▸ Available records:
-- Begin --
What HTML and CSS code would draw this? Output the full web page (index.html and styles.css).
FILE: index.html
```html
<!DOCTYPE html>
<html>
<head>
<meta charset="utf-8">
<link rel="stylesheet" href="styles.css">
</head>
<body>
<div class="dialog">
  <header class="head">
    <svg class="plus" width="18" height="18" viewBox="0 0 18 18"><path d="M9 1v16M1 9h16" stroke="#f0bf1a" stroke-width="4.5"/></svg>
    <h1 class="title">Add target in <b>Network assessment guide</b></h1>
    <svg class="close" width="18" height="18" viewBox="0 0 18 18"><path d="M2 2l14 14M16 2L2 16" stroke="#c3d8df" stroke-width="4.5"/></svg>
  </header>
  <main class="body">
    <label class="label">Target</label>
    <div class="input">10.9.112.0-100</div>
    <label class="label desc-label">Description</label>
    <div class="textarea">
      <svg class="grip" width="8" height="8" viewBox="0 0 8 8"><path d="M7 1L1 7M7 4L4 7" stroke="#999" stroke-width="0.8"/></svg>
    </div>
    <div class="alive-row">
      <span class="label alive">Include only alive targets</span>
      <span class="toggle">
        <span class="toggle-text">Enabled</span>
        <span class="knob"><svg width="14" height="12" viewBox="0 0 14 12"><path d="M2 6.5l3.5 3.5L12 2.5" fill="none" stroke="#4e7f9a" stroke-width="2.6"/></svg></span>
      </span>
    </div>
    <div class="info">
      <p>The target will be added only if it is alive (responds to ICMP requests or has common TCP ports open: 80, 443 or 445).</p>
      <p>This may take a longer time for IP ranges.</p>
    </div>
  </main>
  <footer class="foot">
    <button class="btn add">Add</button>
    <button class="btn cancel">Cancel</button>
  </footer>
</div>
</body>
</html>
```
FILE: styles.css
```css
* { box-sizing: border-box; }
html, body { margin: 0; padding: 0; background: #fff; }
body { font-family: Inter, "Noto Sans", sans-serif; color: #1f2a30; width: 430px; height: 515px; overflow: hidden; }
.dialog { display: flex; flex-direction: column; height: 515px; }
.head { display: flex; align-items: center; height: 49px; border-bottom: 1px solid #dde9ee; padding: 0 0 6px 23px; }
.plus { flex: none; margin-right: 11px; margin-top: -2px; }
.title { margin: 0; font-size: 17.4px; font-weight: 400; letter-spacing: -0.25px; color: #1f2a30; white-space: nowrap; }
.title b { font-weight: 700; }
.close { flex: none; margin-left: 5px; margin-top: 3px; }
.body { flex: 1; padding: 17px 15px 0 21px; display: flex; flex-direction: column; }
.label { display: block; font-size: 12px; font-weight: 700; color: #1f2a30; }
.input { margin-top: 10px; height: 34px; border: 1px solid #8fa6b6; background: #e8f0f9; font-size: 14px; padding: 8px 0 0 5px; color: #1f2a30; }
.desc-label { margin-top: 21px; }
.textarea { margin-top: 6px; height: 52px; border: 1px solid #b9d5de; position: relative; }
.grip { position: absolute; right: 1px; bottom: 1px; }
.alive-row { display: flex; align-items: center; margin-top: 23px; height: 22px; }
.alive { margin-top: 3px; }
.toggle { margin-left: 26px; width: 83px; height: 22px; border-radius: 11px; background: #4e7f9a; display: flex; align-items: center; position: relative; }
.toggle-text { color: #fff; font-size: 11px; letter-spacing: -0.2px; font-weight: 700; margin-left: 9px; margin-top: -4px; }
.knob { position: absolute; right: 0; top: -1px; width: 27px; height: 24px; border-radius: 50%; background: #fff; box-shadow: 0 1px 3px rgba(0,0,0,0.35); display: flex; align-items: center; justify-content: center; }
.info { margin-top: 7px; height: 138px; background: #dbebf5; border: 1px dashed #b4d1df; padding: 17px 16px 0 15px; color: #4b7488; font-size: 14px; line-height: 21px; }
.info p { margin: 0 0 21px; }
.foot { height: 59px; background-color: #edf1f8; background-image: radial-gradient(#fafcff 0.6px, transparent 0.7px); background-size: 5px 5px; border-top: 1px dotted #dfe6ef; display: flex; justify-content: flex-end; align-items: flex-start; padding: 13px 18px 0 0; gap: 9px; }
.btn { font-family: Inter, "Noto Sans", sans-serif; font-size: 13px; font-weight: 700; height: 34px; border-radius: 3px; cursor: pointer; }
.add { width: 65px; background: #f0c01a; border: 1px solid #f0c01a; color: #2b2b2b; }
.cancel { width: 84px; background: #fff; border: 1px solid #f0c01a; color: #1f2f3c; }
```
-- End --
-- Begin --
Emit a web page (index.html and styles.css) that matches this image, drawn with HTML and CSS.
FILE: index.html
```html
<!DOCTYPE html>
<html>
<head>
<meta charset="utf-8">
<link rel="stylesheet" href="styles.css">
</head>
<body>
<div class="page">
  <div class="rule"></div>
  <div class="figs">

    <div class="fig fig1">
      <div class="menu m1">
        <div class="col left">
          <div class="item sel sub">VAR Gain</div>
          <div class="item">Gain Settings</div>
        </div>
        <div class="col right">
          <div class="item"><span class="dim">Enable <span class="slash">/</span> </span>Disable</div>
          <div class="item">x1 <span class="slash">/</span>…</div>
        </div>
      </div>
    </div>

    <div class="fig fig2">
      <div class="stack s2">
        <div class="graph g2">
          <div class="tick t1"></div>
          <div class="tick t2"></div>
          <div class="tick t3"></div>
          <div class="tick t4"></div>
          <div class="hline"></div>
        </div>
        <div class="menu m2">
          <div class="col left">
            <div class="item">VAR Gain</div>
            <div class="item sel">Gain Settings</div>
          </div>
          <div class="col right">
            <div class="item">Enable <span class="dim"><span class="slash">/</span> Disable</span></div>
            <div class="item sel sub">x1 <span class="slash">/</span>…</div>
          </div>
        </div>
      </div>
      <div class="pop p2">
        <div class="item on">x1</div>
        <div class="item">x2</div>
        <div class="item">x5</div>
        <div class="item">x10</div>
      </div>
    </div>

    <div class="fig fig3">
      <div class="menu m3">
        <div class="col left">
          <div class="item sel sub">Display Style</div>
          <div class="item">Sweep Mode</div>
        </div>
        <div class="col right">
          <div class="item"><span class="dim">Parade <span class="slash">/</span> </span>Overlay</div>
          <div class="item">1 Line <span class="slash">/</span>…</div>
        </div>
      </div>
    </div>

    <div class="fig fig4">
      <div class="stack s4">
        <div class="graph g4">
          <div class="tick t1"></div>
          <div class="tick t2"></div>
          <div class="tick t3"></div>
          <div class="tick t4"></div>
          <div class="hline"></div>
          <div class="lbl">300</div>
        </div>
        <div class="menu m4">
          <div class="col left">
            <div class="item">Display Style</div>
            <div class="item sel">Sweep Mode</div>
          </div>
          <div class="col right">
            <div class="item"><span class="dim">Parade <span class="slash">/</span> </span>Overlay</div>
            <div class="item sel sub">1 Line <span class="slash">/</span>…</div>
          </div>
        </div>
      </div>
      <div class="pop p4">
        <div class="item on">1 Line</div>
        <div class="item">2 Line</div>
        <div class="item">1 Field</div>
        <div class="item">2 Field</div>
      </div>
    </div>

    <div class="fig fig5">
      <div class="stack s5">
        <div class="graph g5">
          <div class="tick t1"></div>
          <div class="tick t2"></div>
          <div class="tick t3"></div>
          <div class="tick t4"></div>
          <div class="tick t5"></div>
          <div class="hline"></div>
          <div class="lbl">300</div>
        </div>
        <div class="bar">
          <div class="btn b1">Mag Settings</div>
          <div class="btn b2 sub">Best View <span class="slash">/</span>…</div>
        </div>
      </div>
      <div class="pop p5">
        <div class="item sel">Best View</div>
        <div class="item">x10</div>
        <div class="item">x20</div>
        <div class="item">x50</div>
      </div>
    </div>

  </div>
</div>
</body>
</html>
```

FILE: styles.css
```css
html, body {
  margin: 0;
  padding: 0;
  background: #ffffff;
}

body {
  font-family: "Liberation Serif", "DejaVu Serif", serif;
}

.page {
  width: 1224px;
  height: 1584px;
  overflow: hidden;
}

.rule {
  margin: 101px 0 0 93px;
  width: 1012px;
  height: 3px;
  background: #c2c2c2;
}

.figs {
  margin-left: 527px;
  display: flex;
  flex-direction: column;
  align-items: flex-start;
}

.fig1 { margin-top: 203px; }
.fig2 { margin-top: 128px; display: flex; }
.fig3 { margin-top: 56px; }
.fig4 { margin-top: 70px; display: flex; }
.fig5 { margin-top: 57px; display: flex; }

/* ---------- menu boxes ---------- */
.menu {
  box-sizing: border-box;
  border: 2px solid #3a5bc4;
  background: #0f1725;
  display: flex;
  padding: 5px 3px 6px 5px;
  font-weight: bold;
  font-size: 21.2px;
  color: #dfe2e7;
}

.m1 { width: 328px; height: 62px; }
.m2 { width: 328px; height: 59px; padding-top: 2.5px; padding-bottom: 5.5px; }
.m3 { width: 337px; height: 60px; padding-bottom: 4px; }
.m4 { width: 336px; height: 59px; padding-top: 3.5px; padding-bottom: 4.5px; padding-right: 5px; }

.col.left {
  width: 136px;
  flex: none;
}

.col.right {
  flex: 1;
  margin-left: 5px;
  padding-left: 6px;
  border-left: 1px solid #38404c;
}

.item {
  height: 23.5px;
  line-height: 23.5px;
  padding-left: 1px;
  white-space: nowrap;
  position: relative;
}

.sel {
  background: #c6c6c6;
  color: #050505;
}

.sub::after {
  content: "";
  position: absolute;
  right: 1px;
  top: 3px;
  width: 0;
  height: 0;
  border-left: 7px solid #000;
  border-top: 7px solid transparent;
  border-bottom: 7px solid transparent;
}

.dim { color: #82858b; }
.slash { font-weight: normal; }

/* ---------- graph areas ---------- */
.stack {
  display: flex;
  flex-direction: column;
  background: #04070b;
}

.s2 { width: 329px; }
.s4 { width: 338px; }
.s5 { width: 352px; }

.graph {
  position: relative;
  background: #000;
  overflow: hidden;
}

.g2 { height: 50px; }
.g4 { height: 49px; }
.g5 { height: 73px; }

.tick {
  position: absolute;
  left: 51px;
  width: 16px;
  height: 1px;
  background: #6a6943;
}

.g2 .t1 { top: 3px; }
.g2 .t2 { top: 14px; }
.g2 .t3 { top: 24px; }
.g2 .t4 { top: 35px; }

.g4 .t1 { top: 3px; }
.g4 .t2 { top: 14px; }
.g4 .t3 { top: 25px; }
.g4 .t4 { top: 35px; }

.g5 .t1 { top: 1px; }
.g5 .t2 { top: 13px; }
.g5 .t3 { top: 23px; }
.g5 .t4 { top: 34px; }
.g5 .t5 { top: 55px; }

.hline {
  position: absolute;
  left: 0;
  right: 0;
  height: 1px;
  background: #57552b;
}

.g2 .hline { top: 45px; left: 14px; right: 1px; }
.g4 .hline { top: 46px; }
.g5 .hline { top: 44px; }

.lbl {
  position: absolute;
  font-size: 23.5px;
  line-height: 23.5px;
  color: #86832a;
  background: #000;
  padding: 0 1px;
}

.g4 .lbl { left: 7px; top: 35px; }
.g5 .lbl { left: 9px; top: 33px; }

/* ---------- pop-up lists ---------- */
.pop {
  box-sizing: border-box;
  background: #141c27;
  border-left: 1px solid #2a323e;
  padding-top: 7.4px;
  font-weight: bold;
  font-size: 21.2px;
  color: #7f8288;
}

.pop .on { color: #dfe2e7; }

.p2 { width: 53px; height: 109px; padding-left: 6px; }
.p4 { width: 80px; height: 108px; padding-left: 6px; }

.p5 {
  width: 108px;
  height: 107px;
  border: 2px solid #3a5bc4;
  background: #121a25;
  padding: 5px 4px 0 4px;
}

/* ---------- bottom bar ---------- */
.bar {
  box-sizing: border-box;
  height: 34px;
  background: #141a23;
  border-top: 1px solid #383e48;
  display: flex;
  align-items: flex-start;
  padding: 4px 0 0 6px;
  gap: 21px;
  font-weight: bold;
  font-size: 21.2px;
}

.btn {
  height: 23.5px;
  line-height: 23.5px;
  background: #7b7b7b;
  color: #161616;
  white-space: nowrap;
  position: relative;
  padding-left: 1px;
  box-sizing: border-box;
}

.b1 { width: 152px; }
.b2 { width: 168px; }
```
-- End --
-- Begin --
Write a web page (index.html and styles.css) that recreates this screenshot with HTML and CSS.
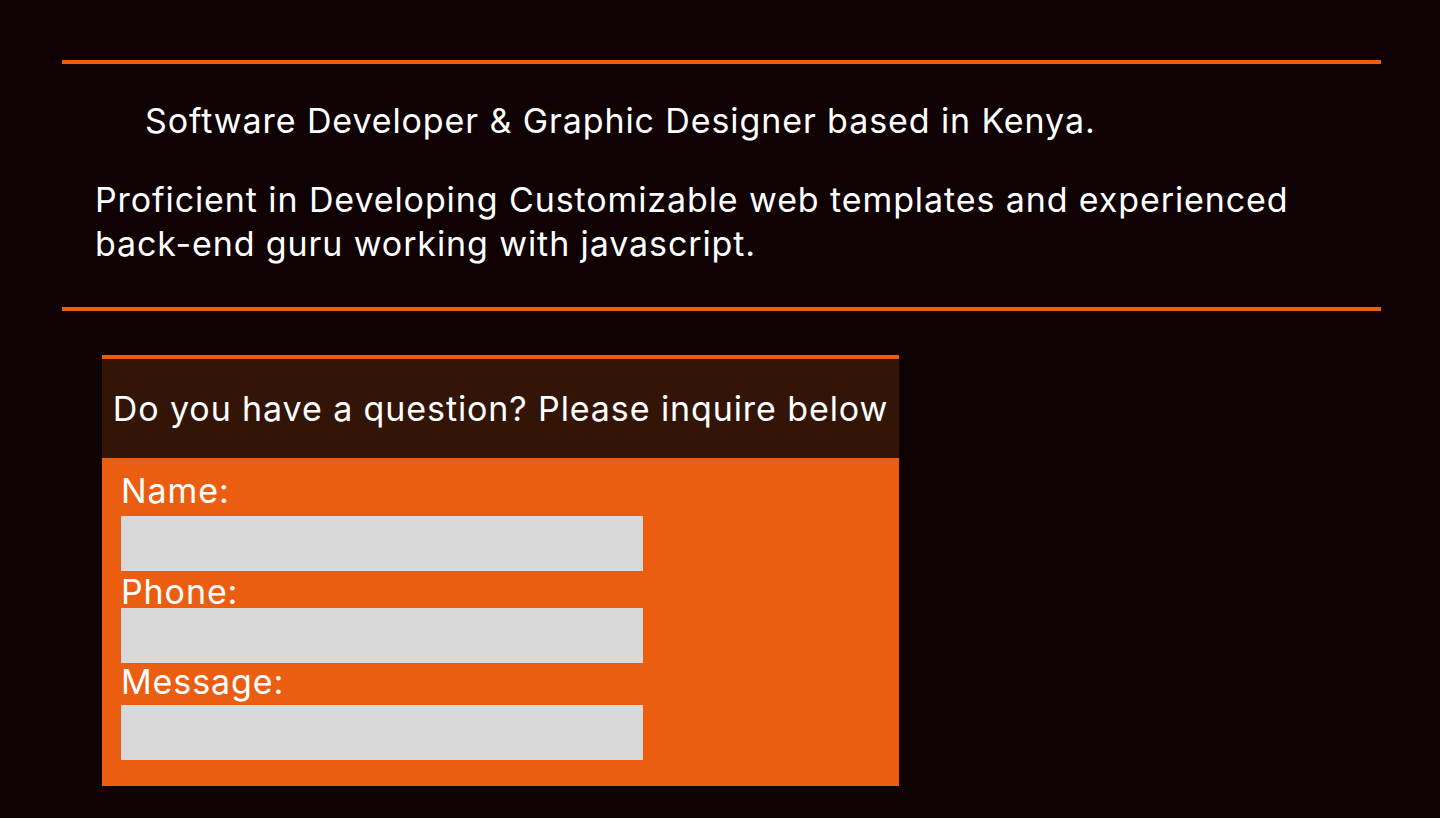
-- End --
▸ Problem to work on: Look through the data and gather every line with the string "that" in it.

▸ Answer below:
Emit a web page (index.html and styles.css) that matches this image, drawn with HTML and CSS.
Write a web page (index.html and styles.css) that recreates this screenshot with HTML and CSS.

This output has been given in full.